On top of Spain’s economic woes, the stench of corruption is permeating through the ruling party because of its former treasurer Luis Barcenas. He is suspected of holding millions of euros in secret slush fund accounts. Some of the money allegedly found its way into Rajoy’s pockets – a subject he did not shy away from.

“Corruption is a problem that alarms the people and affects the image of Spain. All corruption is unbearable, it is corrosive for civic spirit, it injures democracy and discredits Spain…The government will propose to parliament a law for the control of the economic, financial activity of political parties.”

Javier Villagarcia, euronews:

To better understand the difficult time that Spain is going through, euronews is joined by Inaki Gabilondo, an exceptional analyst and leading Spanish journalist.

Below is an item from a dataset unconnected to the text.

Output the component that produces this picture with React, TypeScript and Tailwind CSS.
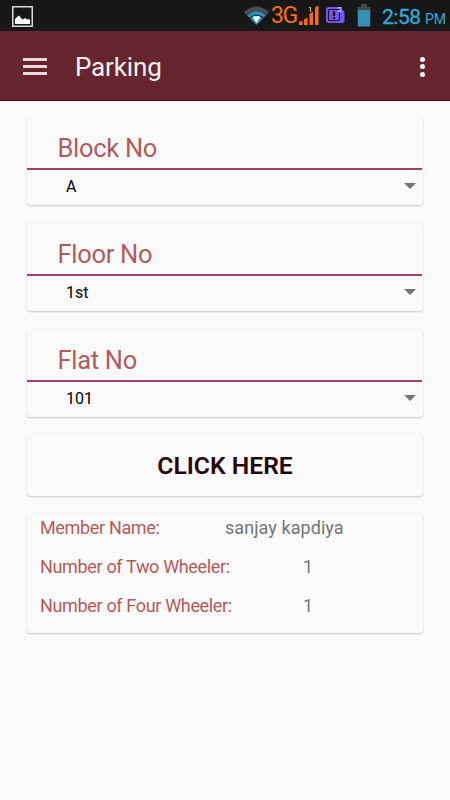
import { clsx } from 'clsx'

const FIELDS = [
  { label: 'Block No', value: 'A' },
  { label: 'Floor No', value: '1st' },
  { label: 'Flat No', value: '101' },
]

const CARD = 'rounded-[4px] bg-[#fafafa] shadow-[0_1px_2px_rgba(0,0,0,0.2)]'

function StatusBar() {
  return (
    <div className="flex h-[31px] items-center bg-[#171717]">
      <svg className="ml-3 mt-px h-[21px] w-[21px]" viewBox="0 0 21 21">
        <rect x="0.75" y="0.75" width="19.5" height="19.5" fill="none" stroke="#dcdade" strokeWidth="1.5" />
        <path d="M3 18V13L5 11L7 9.5L9 12L10.5 13.5L13 12L15 13.5L17 13L18 14V18Z" fill="#fff" />
      </svg>

      <div className="ml-auto flex h-full items-center">
        {/* Wifi */}
        <svg className="mb-px h-[19px] w-[25px]" viewBox="0 0 25 19">
          <path d="M0 6Q12.5 -5 25 6L22.5 9Q12.5 0.5 2.5 9Z" fill="#4b4d50" />
          <path d="M3 9.2Q12.5 0.7 22 9.2L19.8 11.8Q12.5 5.5 5.2 11.8Z" fill="#288db5" />
          <path d="M6 12.6Q12.5 6.5 19 12.6L12.5 19Z" fill="#288db5" />
          <path d="M8.5 11L10.5 10.3H14.5L16.5 11L12.5 17Z" fill="#fff" />
        </svg>
        <span className="ml-0.5 w-[26px] text-[23px] leading-[30px] tracking-[-1.4px] text-[#ff6b12]">3G</span>

        {/* Signal */}
        <svg className="ml-0.5 h-[21px] w-5" viewBox="0 0 20 21">
          <path d="M0 20V17L3.5 15.5V20ZM5 20V14.5L8.5 12.5V20ZM10.5 20V9L14 6.5V20ZM16 20V2.5L19.5 0.5V20Z" fill="#ff6b12" />
          <text x="9" y="6.5" fontSize="7.5" fill="#fff">1</text>
        </svg>

        {/* Second sim */}
        <svg className="mb-0.5 ml-1.5 h-5 w-5" viewBox="0 0 20 20">
          <path d="M3.5 2H14L19.5 7V15.5Q19.5 18 17 18H3.5Q1 18 1 15.5V4.5Q1 2 3.5 2Z" fill="#7655ff" />
          <rect x="3.5" y="4.5" width="11" height="11" rx="1" fill="none" stroke="#171717" strokeWidth="1.2" />
          <path d="M7.8 6.3H10.2V11H7.8ZM7.8 12H10.2V14H7.8Z" fill="#171717" />
          <text x="12.5" y="7" fontSize="8" fill="#fff">2</text>
        </svg>

        {/* Battery */}
        <svg className="ml-3 h-[23px] w-3.5" viewBox="0 0 14 23">
          <path d="M4 3V0H10V3H13.5V23H0.5V3Z" fill="#45484a" />
          <rect x="1" y="6" width="12" height="16" fill="#358fb5" />
        </svg>
        <span className="ml-[11px] mt-0.5 w-10 text-[21px] leading-[30px] tracking-[-0.5px] text-[#33a9dc] [-webkit-text-stroke:0.3px]">2:58</span>
        <span className="ml-[3px] mr-0.5 mt-1.5 w-[23px] text-[14px] leading-[30px] text-[#33a9dc]">PM</span>
      </div>
    </div>
  )
}

function AppBar() {
  return (
    <header className="flex h-[70px] items-center border-b border-[#520f18] bg-[#66252f]">
      <button className="ml-[23px] mt-px flex w-6 flex-col gap-1" aria-label="Menu">
        <span className="h-[3px] bg-[#e6dadc]" />
        <span className="h-[3px] bg-[#e6dadc]" />
        <span className="h-[3px] bg-[#e6dadc]" />
      </button>
      <h1 className="ml-7 mt-0.5 text-[26px] leading-8 tracking-[-0.15px] text-[#f6f1f2]">Parking</h1>
      <button className="ml-auto mr-[25px] mt-0.5 flex flex-col gap-[2.5px]" aria-label="More">
        <span className="size-[5px] rounded-full bg-white" />
        <span className="size-[5px] rounded-full bg-white" />
        <span className="size-[5px] rounded-full bg-white" />
      </button>
    </header>
  )
}

interface SelectCardProps {
  label: string
  value: string
}

function SelectCard({ label, value }: SelectCardProps) {
  return (
    <div className={clsx(CARD, 'h-[88px]')}>
      <div className="mr-px h-[53px] border-b-2 border-[#9c4267] pl-[30.5px] pt-[15px] text-[25.5px] leading-8 tracking-[-0.3px] text-[#b25b5d]">
        {label}
      </div>
      <div className="flex h-[34px] items-center justify-between pl-[39px] pr-[7px] text-[16px] text-black">
        <span>{value}</span>
        <svg className="mb-0.5 h-1.5 w-3" viewBox="0 0 12 6">
          <path d="M0 0H12L6 6Z" fill="#747474" />
        </svg>
      </div>
    </div>
  )
}

export default function App() {
  return (
    <div className="flex h-[800px] w-[450px] flex-col overflow-hidden bg-[#fafafa] font-['Roboto','Liberation_Sans',sans-serif]">
      <StatusBar />
      <AppBar />

      <main className="flex flex-col px-[27px] pt-4">
        <div className="flex flex-col gap-[18px]">
          {FIELDS.map((field) => (
            <SelectCard key={field.label} label={field.label} value={field.value} />
          ))}
        </div>

        <button className={clsx(CARD, 'mt-[17px] h-[62px] pt-0.5 text-[24.7px] font-semibold text-[#280407]')}>
          CLICK HERE
        </button>

        {/* Member details */}
        <div className={clsx(CARD, 'mt-[17px] flex h-[120px] flex-col pl-[13px] text-[18px] leading-[29px] text-[#b25b5d]')}>
          <div className="flex h-[39px]">
            <span className="w-[185px] tracking-[-0.34px]">Member Name:</span>
            <span className="tracking-[0.07px] text-[#757575]">sanjay kapdiya</span>
          </div>
          <div className="flex h-[39px]">
            <span className="w-[263px] tracking-[-0.34px]">Number of Two Wheeler:</span>
            <span className="text-[#757575]">1</span>
          </div>
          <div className="flex h-[39px]">
            <span className="w-[263px] tracking-[-0.34px]">Number of Four Wheeler:</span>
            <span className="text-[#757575]">1</span>
          </div>
        </div>
      </main>
    </div>
  )
}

How do you think Rajoy is handling the storm caused by the corruption plaguing his party, the People’s Party?

Inaki Gabilondo:

I think he’s ducking and diving but not really confronting the problem. Rajoy has always believed that time is on his side and has ultimately avoided getting involved in things too quickly. He hasn’t mentioned Barcenas (the People’s Party treasurer who instigated the scandal) and by doing so, he behaved so childishly that it swept the Barcenas problem under the rug. In my opinion, the fact that he doesn’t mention it and constantly eludes the issue seems to be irrefutable proof that he just isn’t seeing the problem of corruption clearly, he’s simply trying to solve the problems by kicking the can down the road.

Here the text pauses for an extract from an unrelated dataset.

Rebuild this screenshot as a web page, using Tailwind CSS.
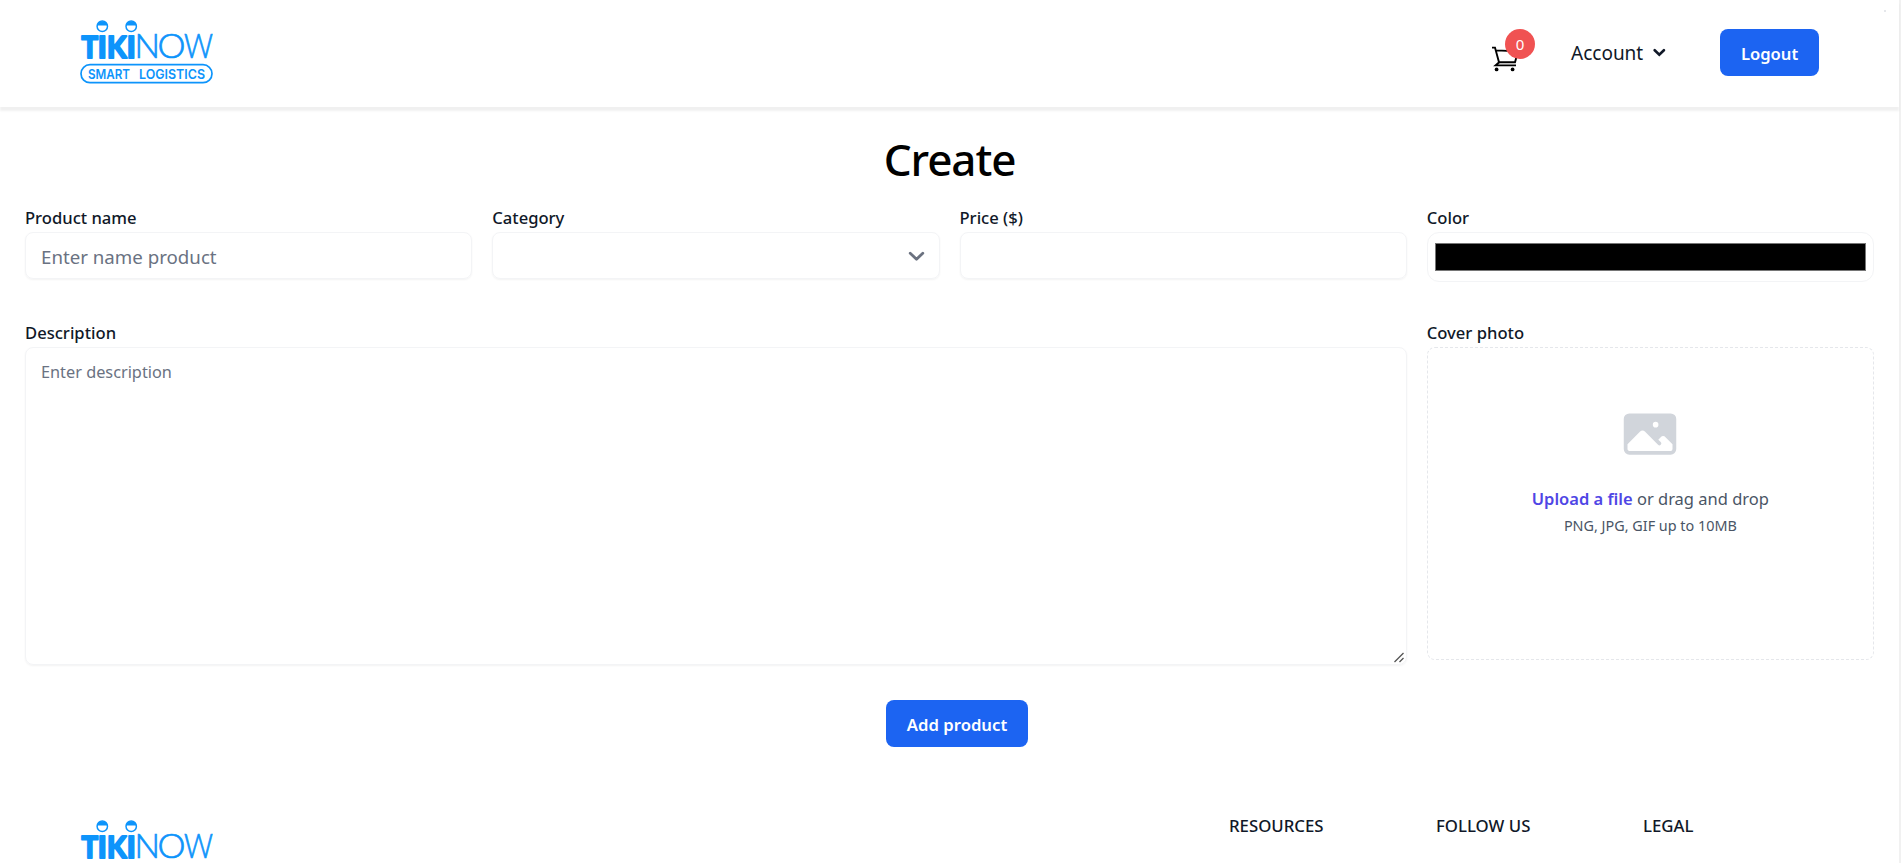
<!DOCTYPE html>
<html lang="en">
<head>
<meta charset="utf-8">
<title>Create product</title>
<script src="https://cdn.jsdelivr.net/npm/@tailwindcss/browser@4"></script>
</head>
<body class="h-[863px] overflow-hidden bg-white font-['Noto_Sans','Open_Sans',sans-serif] text-base leading-6 text-gray-900">
<svg class="hidden">
  <symbol id="logo" viewBox="0 0 133 66">
    <g fill="#0d94fb">
      <g font-family="Lato, sans-serif" font-weight="700" font-size="31" stroke="#0d94fb" stroke-width="2.2" stroke-linejoin="round">
        <text x="1.5" y="37.8" textLength="16.5" lengthAdjust="spacingAndGlyphs">T</text>
        <text x="17.8" y="37.8" textLength="9" lengthAdjust="spacingAndGlyphs">I</text>
        <text x="27" y="37.8" textLength="19.5" lengthAdjust="spacingAndGlyphs">K</text>
        <text x="46.7" y="37.8" textLength="9" lengthAdjust="spacingAndGlyphs">I</text>
      </g>
      <g font-family="Lato, sans-serif" font-weight="300" font-size="33.5" stroke="#0d94fb" stroke-width=".7">
        <text x="54.5" y="38.3" textLength="25.5" lengthAdjust="spacingAndGlyphs">N</text>
        <text x="77.5" y="38.3" textLength="28" lengthAdjust="spacingAndGlyphs">O</text>
        <text x="104" y="38.3" textLength="29" lengthAdjust="spacingAndGlyphs">W</text>
      </g>
      <circle cx="22.3" cy="6.3" r="5.2" fill="#fff" stroke="#0d94fb" stroke-width="1.5"/>
      <path d="M17 5.6a5.4 5.4 0 0 1 10.6 0z"/>
      <circle cx="51.2" cy="6.3" r="5.2" fill="#fff" stroke="#0d94fb" stroke-width="1.5"/>
      <path d="M45.9 5.6a5.4 5.4 0 0 1 10.6 0z"/>
      <rect x="1" y="44.7" width="131" height="18" rx="9" fill="none" stroke="#0d94fb" stroke-width="1.7"/>
      <g font-family="Inter, sans-serif" font-weight="600" font-size="13.4">
        <text x="8" y="58.6" textLength="42" lengthAdjust="spacingAndGlyphs">SMART</text>
        <text x="59" y="58.6" textLength="66" lengthAdjust="spacingAndGlyphs">LOGISTICS</text>
      </g>
    </g>
  </symbol>
</svg>
<div class="flex h-full">
  <div class="flex w-[1899px] shrink-0 flex-col">
    <header class="relative flex h-[107px] shrink-0 items-start justify-between px-20 shadow-[0_4px_2px_rgba(0,0,0,0.06)]">
      <span class="absolute top-[10px] right-[13px] size-[2px] bg-gray-200"></span>
      <svg class="mt-5 h-[66px] w-[133px]"><use href="#logo"/></svg>
      <div class="flex items-start pt-[29px]">
        <div class="relative mt-4 mr-[54px] h-7 w-[25px]">
          <svg class="h-7 w-7" viewBox="0 0 28 28" fill="none" stroke="#000" stroke-width="1.9">
            <path d="M0 2.6h3l4 14.6h16l3-10.8L4.2 5.4"/><path d="M7.2 17.2L3.6 20.4h20.4"/>
            <circle cx="4.6" cy="24.4" r="1.9" fill="#000" stroke="none"/><circle cx="20.6" cy="24.4" r="1.9" fill="#000" stroke="none"/>
          </svg>
          <span class="absolute -top-4 left-[13px] flex size-[30px] items-center justify-center rounded-full bg-[#f05252] text-[15px] text-white">0</span>
        </div>
        <div class="flex h-[47px] items-center text-[19px]"><span class="w-[72px] whitespace-nowrap">Account</span>
          <svg class="ml-[10px] h-3 w-[13px]" viewBox="0 0 13 12" fill="none" stroke="#111928" stroke-width="2.6" stroke-linecap="round"><path d="M1.7 3.2l4.6 4.4 4.6-4.4"/></svg>
        </div>
        <button class="ml-[54px] h-[47px] w-[99px] rounded-lg bg-[#1c64f2] pt-[2px] text-[16.6px] font-semibold text-white">Logout</button>
      </div>
    </header>
    <main class="px-[25px]">
      <h1 class="mt-[22px] h-[62px] text-center text-[44px] leading-[60px] font-medium tracking-[-1.1px] text-black">Create</h1>
      <div class="mt-[15px] grid grid-cols-4 gap-x-5 text-[16.6px] font-medium">
        <div><div class="h-[26px]">Product name</div>
          <div class="flex h-[47px] items-center rounded-lg border border-gray-100 px-[15px] pt-[2px] text-[18.7px] font-normal text-gray-500 shadow-xs">Enter name product</div></div>
        <div><div class="h-[26px]">Category</div>
          <div class="flex h-[47px] items-center justify-end rounded-lg border border-gray-100 px-[14px] shadow-xs">
            <svg class="h-4 w-[18px]" viewBox="0 0 18 16" fill="none" stroke="#6b7280" stroke-width="2.8" stroke-linecap="round" stroke-linejoin="round"><path d="M3.2 5.2L9.5 11.2l6.3-6"/></svg></div></div>
        <div><div class="h-[26px]">Price ($)</div>
          <div class="h-[47px] rounded-lg border border-gray-100 shadow-xs"></div></div>
        <div><div class="h-[26px]">Color</div>
          <div class="h-[50px] rounded-xl border border-gray-100 px-[7px] py-[10px]"><div class="h-full border border-[#767676] bg-black"></div></div></div>
      </div>
      <div class="mt-[39px] grid grid-cols-4 gap-x-5 text-[16.6px] font-medium">
        <div class="col-span-3"><div class="h-[26px]">Description</div>
          <div class="flex h-[318px] justify-between rounded-lg border border-gray-100 pt-[12px] pl-[15px] text-[16.3px] font-normal text-gray-500 shadow-xs"><span>Enter description</span>
            <svg class="mr-[1px] mb-[1px] size-3 self-end" viewBox="0 0 12 12" fill="none" stroke="#555" stroke-width="1.3"><path d="M1.5 11L10.5 2M6.5 11L10.5 7"/></svg></div></div>
        <div><div class="h-[26px]">Cover photo</div>
          <div class="flex h-[313px] flex-col items-center rounded-lg border border-dashed border-gray-200 pt-[56px] font-normal text-gray-600">
            <svg class="size-[60px]" viewBox="0 0 24 24" fill="#d1d5db"><path fill-rule="evenodd" clip-rule="evenodd" d="M1.5 6a2.25 2.25 0 012.25-2.25h16.5A2.25 2.25 0 0122.5 6v12a2.25 2.25 0 01-2.25 2.25H3.75A2.25 2.25 0 011.5 18V6zM3 16.06V18c0 .414.336.75.75.75h16.5A.75.75 0 0021 18v-1.94l-2.69-2.689a1.5 1.5 0 00-2.12 0l-.88.879.97.97a.75.75 0 11-1.06 1.06l-5.16-5.159a1.5 1.5 0 00-2.12 0L3 16.061zm10.125-7.81a1.125 1.125 0 112.25 0 1.125 1.125 0 01-2.25 0z"/></svg>
            <p class="mt-[23px] text-[16.5px]"><span class="font-semibold text-[#4f46e5]">Upload a file</span> or drag and drop</p>
            <p class="mt-[3px] text-[14.4px] leading-6">PNG, JPG, GIF up to 10MB</p>
          </div></div>
      </div>
      <div class="mt-[35px] flex justify-center pl-[15px]"><button class="h-[47px] w-[142px] rounded-lg bg-[#1c64f2] pt-[2px] text-[16.7px] font-semibold text-white">Add product</button></div>
    </main>
    <footer class="mt-[67px] flex justify-between pl-20">
      <svg class="mt-[6px] h-[66px] w-[133px]"><use href="#logo"/></svg>
      <div class="grid grid-cols-[207px_207px_256px] text-[16.8px] font-medium"><span>RESOURCES</span><span>FOLLOW US</span><span>LEGAL</span></div>
    </footer>
  </div>
  <div class="w-[2px] bg-[#f1f1f1]"></div>
</div>
</body>
</html>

Javier Villagarcia, euronews:

Do you think that Rajoy’s speech about fighting corruption is enough to appease the anger of the Spaniards?

Inaki Gabilondo:

Mariano Rajoy has a big problem with credibility. He enjoys the support of the European institutions, which believe in him. The European Central Bank, Angela Merkel, the Bundesbank all believe in him, but Spanish citizens don’t because he systematically failed to keep every single promise. So that’s the battle he faces right now and although it’s very difficult to make predictions because we haven’t conducted any polls, it seems unlikely that Rajoy’s announcement yesterday to fight corruption will cause any massive ripples or change Spanish society’s opinion of him, which is that they distrust such promises.

Javier Villagarcia, euronews:

Unemployment has continued to rise since Rajoy has headed up the government, for how long will he lay the blame for this at the door of the socialist legacy?

Inaki Gabilondo:

I don’t think he’ll continue to play on this legacy, because from now on, I think Rajoy will count on the fact that the signs are beginning to play a little in his favour. The problem is that for Rajoy, the state of the nation is the state of the national accounts and underlines the national reality in terms of statistics and graphs. Not from the perspective of Spanish society’s genuine suffering. Unemployment for him is an uncomfortable reality now, but he doesn’t see it as a profound drama. The worst outcome is that we see no positive action, taking initiatives that would allow us to know where Spain will find its growth, what the paths are that Spain must take to borrow and grow, the areas that will provide the wealth to rescue Spain from this situation.

Javier Villagarcia, euronews:

As a journalist, you’ve been an exceptional witness in the history of Spain since the transition … where do you think Spain is right now?

Inaki Gabilondo:

Spain is a building that’s been eaten by termites. Spain is a country that has made a huge effort in a short time, accomplished a colossal transformation, but the seams are in the process of coming apart. It’s like a small shirt that’s been put on a boy who’s still growing. We have problems with the credibility of politicians, who society actually regard with a great deal of suspicion. We have problems with the image of the leadership of the State, and of the crown, as well as the image of the justice. We have problems with the image of business leaders, trade unions, the media. There is a widespread school of thought that we’re coming to the end of an era and should be ready to face a new one. We must rebuild another social pact, a new social pact between society and politics, but it’s for the politicians to instigate and not some miraculous man or woman who’ll appear from out of the shadows to save us.